Data Engineering Cookbook     About     Cookbook     Feed

Access Your Hadoop Cluster Over SSH

Easy SSH access

First you need to setup passwordless ssh access using a public key. Refer to this guide to setup ssh access using ssh keys.

To enable easy ssh access to a machine (this is not limited to hadoop), add a section like this to your ~/.ssh/config

# demoproject staging cluster
Host stagingcluster
HostName 79.148.37.213
User root
IdentityFile ~/.ssh/mykey_rsa

Now you can ssh into the remote machine using the command

ssh stagingcluster

Access the cluster from your developer machine

Open a socks proxy

Add the following line to your ~/.bash_profile

alias opensocks='ssh -f -N -D 7070 stagingcluster'

Then open the proxy by simply typing

opensocks

Access the Resource Manager using the proxy

Use firefox with FoxyProxy.

HDFS access

To access hdfs from your developer machine you need a local copy of your hadoop distribution. Configure it to point to your cluster (e.g. download hadoop client config from cloudera manager).

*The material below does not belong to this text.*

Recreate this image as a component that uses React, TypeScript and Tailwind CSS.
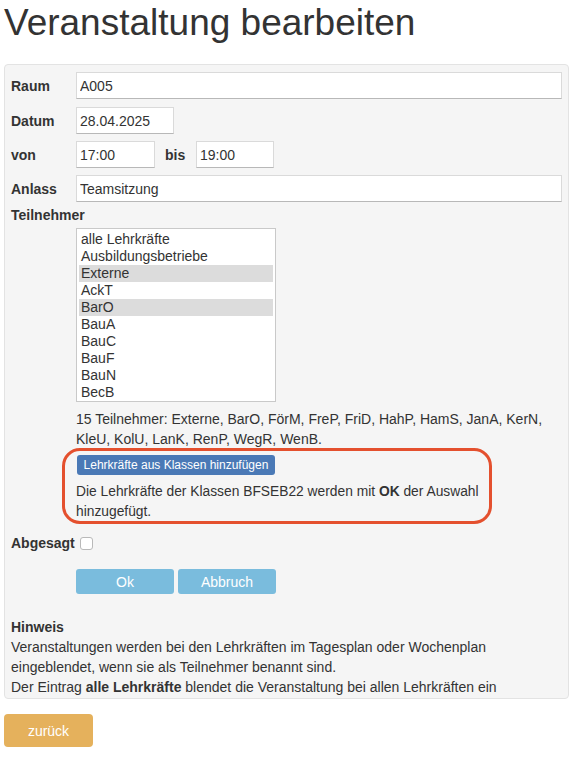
import { useState } from "react";

const options = [
  "alle Lehrkräfte",
  "Ausbildungsbetriebe",
  "Externe",
  "AckT",
  "BarO",
  "BauA",
  "BauC",
  "BauF",
  "BauN",
  "BecB",
];

const selected = ["Externe", "BarO"];

function TextInput({ value, className }: { value: string; className: string }) {
  return (
    <input
      readOnly
      value={value}
      className={`h-[27px] border border-[#dadada] border-b-[#b8b8b8] bg-white px-[3px] [font-family:Liberation_Sans,Arial,sans-serif] text-[14px] text-[#333] outline-none ${className}`}
    />
  );
}

export default function App() {
  const [cancelled, setCancelled] = useState(false);

  return (
    <div className="px-1 [font-family:Liberation_Sans,Arial,sans-serif] text-[14px] leading-[20px] text-[#333]">
      <h1 className="h-[64px] pt-[3px] text-[37px] leading-[40px] font-normal">
        Veranstaltung bearbeiten
      </h1>

      <div className="rounded border border-[#e3e3e3] bg-[#f5f5f5] px-[6px] pt-[7px] pb-[1px]">
        <div className="flex items-center">
          <label className="w-[65px] shrink-0 font-bold">Raum</label>
          <TextInput value="A005" className="flex-1" />
        </div>
        <div className="mt-[8px] flex items-center">
          <label className="w-[65px] shrink-0 font-bold">Datum</label>
          <TextInput value="28.04.2025" className="w-[98px]" />
        </div>
        <div className="mt-[7px] flex items-center">
          <label className="w-[65px] shrink-0 font-bold">von</label>
          <TextInput value="17:00" className="w-[79px]" />
          <label className="w-[41px] shrink-0 pl-[10px] font-bold">bis</label>
          <TextInput value="19:00" className="w-[78px]" />
        </div>
        <div className="mt-[7px] flex items-center">
          <label className="w-[65px] shrink-0 font-bold">Anlass</label>
          <TextInput value="Teamsitzung" className="flex-1" />
        </div>

        <div className="mt-[3px] font-bold">Teilnehmer</div>
        <div className="ml-[65px]">
          <ul className="mt-[3px] h-[174px] w-[200px] overflow-hidden border border-[#c9c9c9] bg-white p-[2px]">
            {options.map((opt) => (
              <li
                key={opt}
                className={`px-[2px] leading-[17px] ${selected.includes(opt) ? "bg-[#dcdcdc]" : ""}`}
              >
                {opt}
              </li>
            ))}
          </ul>

          <p className="mt-[7px]">
            15 Teilnehmer: Externe, BarO, FörM, FreP, FriD, HahP, HamS, JanA, KerN, KleU, KolU,
            LanK, RenP, WegR, WenB.
          </p>

          <div className="relative mt-[5px]">
            <button className="ml-[1px] h-[20px] w-[198px] rounded-[3px] bg-[#4a79b6] text-[12px] leading-[20px] text-white">
              Lehrkräfte aus Klassen hinzufügen
            </button>
            <p className="mt-[7px] w-[440px] text-[13.8px]">
              Die Lehrkräfte der Klassen BFSEB22 werden mit <b>OK</b> der Auswahl hinzugefügt.
            </p>
            <div className="pointer-events-none absolute top-[-6px] left-[-14px] h-[76px] w-[430px] rounded-[18px] border-[3px] border-[#e4502e]" />
          </div>
        </div>

        <div className="mt-[11px] flex items-center">
          <span className="font-bold">Abgesagt</span>
          <input
            type="checkbox"
            checked={cancelled}
            onChange={(e) => setCancelled(e.target.checked)}
            className="ml-[5px] h-[13px] w-[13px] appearance-none rounded-[3px] border border-[#b9b9b9] bg-white"
          />
        </div>

        <div className="mt-[16px] ml-[65px] flex gap-[4px]">
          <button className="h-[25px] w-[98px] rounded-[3px] bg-[#7abcdd] text-white">Ok</button>
          <button className="h-[25px] w-[98px] rounded-[3px] bg-[#7abcdd] text-white">Abbruch</button>
        </div>

        <div className="mt-[23px] font-bold">Hinweis</div>
        <p className="w-[520px]">
          Veranstaltungen werden bei den Lehrkräften im Tagesplan oder Wochenplan eingeblendet, wenn
          sie als Teilnehmer benannt sind.
        </p>
        <p>
          Der Eintrag <b>alle Lehrkräfte</b> blendet die Veranstaltung bei allen Lehrkräften ein
        </p>
      </div>

      <button className="mt-[15px] h-[33px] w-[89px] rounded-[4px] bg-[#e5b15c] text-white">
        zurück
      </button>
    </div>
  );
}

Then add the following configuration to your hdfs-site.xml (Thanks to Stephan Friese for showing me this):

  <property>
    <name>hadoop.socks.server</name>
    <value>localhost:7070</value>
  </property>
  <property>
    <name>hadoop.rpc.socket.factory.class.default</name>
    <value>org.apache.hadoop.net.SocksSocketFactory</value>
  </property>
  <property>
    <name>dfs.client.use.legacy.blockreader</name>
    <value>true</value>
  </property>

Now you can do things such as

hdfs dfs -ls
hdfs dfs -put somefile somewhere

Maybe you also have to add the namenode to your /etc/hosts.